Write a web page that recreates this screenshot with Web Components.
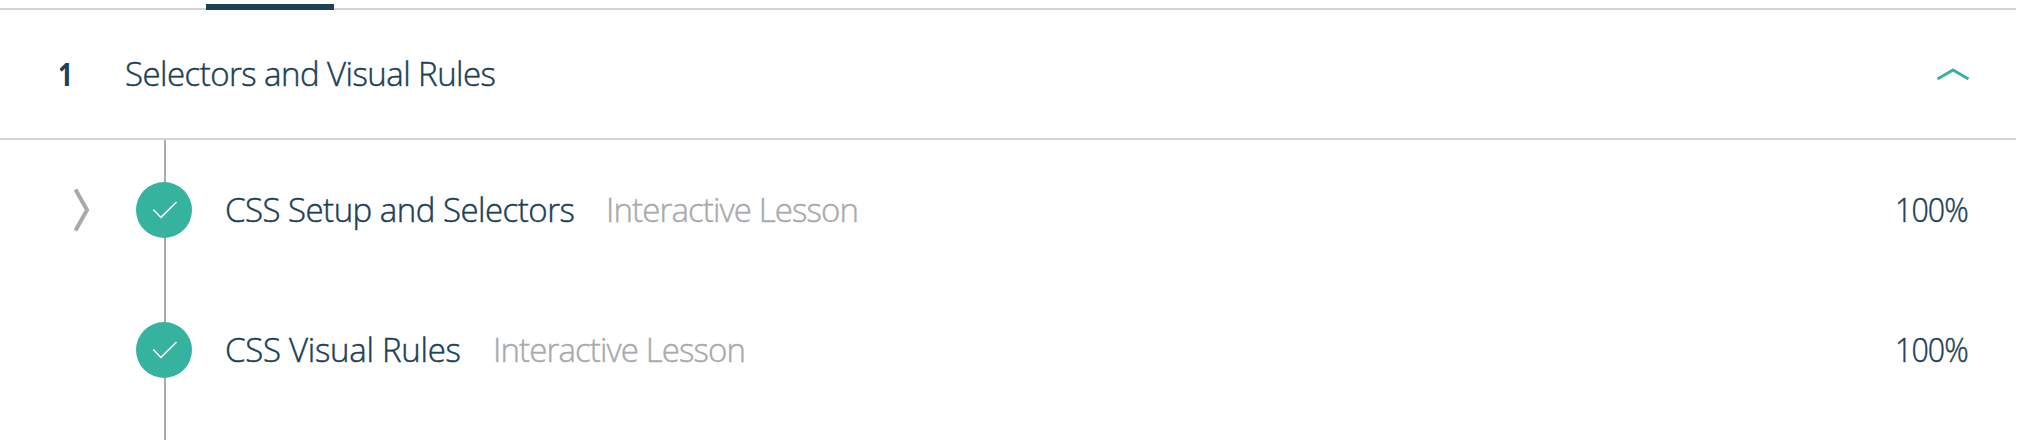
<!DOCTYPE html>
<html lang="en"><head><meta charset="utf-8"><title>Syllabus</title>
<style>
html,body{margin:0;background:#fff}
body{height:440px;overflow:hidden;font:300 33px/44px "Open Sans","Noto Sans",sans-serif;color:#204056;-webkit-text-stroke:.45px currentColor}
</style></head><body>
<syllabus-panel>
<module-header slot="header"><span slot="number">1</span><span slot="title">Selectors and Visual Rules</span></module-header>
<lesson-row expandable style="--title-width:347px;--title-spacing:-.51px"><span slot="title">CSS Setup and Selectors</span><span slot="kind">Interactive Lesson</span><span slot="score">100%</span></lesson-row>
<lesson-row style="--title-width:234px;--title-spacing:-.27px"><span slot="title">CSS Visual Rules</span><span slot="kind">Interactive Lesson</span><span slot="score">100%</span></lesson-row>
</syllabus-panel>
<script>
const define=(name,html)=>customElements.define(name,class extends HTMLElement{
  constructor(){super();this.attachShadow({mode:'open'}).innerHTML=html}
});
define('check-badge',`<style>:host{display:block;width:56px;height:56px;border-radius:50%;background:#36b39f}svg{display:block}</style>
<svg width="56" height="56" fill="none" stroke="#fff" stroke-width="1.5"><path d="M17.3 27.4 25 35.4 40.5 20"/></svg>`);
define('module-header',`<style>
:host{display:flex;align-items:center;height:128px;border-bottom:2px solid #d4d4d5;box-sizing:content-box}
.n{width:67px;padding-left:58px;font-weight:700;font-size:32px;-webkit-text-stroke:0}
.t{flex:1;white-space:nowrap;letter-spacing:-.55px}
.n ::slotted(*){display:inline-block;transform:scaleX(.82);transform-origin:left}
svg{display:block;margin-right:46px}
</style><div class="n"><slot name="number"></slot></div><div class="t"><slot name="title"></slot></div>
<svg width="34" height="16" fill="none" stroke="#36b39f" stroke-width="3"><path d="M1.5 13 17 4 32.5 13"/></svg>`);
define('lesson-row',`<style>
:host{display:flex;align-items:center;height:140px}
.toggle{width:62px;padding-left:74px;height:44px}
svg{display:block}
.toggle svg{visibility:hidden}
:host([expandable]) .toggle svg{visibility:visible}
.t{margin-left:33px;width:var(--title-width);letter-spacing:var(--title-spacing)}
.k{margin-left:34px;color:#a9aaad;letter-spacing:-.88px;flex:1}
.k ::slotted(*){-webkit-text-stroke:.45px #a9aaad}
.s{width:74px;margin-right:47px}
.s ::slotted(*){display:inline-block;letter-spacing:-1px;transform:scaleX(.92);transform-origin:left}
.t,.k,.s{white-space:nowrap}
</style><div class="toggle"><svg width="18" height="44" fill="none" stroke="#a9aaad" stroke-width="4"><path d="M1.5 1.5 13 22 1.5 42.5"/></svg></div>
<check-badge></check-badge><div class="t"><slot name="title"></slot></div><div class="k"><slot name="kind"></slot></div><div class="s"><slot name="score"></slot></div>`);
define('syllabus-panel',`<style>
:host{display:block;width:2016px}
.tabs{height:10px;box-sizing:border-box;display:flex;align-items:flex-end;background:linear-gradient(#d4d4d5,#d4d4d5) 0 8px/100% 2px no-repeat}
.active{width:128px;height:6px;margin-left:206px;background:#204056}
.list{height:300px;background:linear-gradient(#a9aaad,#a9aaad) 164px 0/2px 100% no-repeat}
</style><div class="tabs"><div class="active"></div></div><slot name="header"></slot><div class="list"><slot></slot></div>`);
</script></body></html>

•••

(THE PROBLEM): Take the listing above and restate it word for word, without its pictures.

(WRITTEN ANSWER):
Write a web page that recreates this screenshot with Web Components.
<!DOCTYPE html>
<html lang="en"><head><meta charset="utf-8"><title>Syllabus</title>
<style>
html,body{margin:0;background:#fff}
body{height:440px;overflow:hidden;font:300 33px/44px "Open Sans","Noto Sans",sans-serif;color:#204056;-webkit-text-stroke:.45px currentColor}
</style></head><body>
<syllabus-panel>
<module-header slot="header"><span slot="number">1</span><span slot="title">Selectors and Visual Rules</span></module-header>
<lesson-row expandable style="--title-width:347px;--title-spacing:-.51px"><span slot="title">CSS Setup and Selectors</span><span slot="kind">Interactive Lesson</span><span slot="score">100%</span></lesson-row>
<lesson-row style="--title-width:234px;--title-spacing:-.27px"><span slot="title">CSS Visual Rules</span><span slot="kind">Interactive Lesson</span><span slot="score">100%</span></lesson-row>
</syllabus-panel>
<script>
const define=(name,html)=>customElements.define(name,class extends HTMLElement{
  constructor(){super();this.attachShadow({mode:'open'}).innerHTML=html}
});
define('check-badge',`<style>:host{display:block;width:56px;height:56px;border-radius:50%;background:#36b39f}svg{display:block}</style>
<svg width="56" height="56" fill="none" stroke="#fff" stroke-width="1.5"><path d="M17.3 27.4 25 35.4 40.5 20"/></svg>`);
define('module-header',`<style>
:host{display:flex;align-items:center;height:128px;border-bottom:2px solid #d4d4d5;box-sizing:content-box}
.n{width:67px;padding-left:58px;font-weight:700;font-size:32px;-webkit-text-stroke:0}
.t{flex:1;white-space:nowrap;letter-spacing:-.55px}
.n ::slotted(*){display:inline-block;transform:scaleX(.82);transform-origin:left}
svg{display:block;margin-right:46px}
</style><div class="n"><slot name="number"></slot></div><div class="t"><slot name="title"></slot></div>
<svg width="34" height="16" fill="none" stroke="#36b39f" stroke-width="3"><path d="M1.5 13 17 4 32.5 13"/></svg>`);
define('lesson-row',`<style>
:host{display:flex;align-items:center;height:140px}
.toggle{width:62px;padding-left:74px;height:44px}
svg{display:block}
.toggle svg{visibility:hidden}
:host([expandable]) .toggle svg{visibility:visible}
.t{margin-left:33px;width:var(--title-width);letter-spacing:var(--title-spacing)}
.k{margin-left:34px;color:#a9aaad;letter-spacing:-.88px;flex:1}
.k ::slotted(*){-webkit-text-stroke:.45px #a9aaad}
.s{width:74px;margin-right:47px}
.s ::slotted(*){display:inline-block;letter-spacing:-1px;transform:scaleX(.92);transform-origin:left}
.t,.k,.s{white-space:nowrap}
</style><div class="toggle"><svg width="18" height="44" fill="none" stroke="#a9aaad" stroke-width="4"><path d="M1.5 1.5 13 22 1.5 42.5"/></svg></div>
<check-badge></check-badge><div class="t"><slot name="title"></slot></div><div class="k"><slot name="kind"></slot></div><div class="s"><slot name="score"></slot></div>`);
define('syllabus-panel',`<style>
:host{display:block;width:2016px}
.tabs{height:10px;box-sizing:border-box;display:flex;align-items:flex-end;background:linear-gradient(#d4d4d5,#d4d4d5) 0 8px/100% 2px no-repeat}
.active{width:128px;height:6px;margin-left:206px;background:#204056}
.list{height:300px;background:linear-gradient(#a9aaad,#a9aaad) 164px 0/2px 100% no-repeat}
</style><div class="tabs"><div class="active"></div></div><slot name="header"></slot><div class="list"><slot></slot></div>`);
</script></body></html>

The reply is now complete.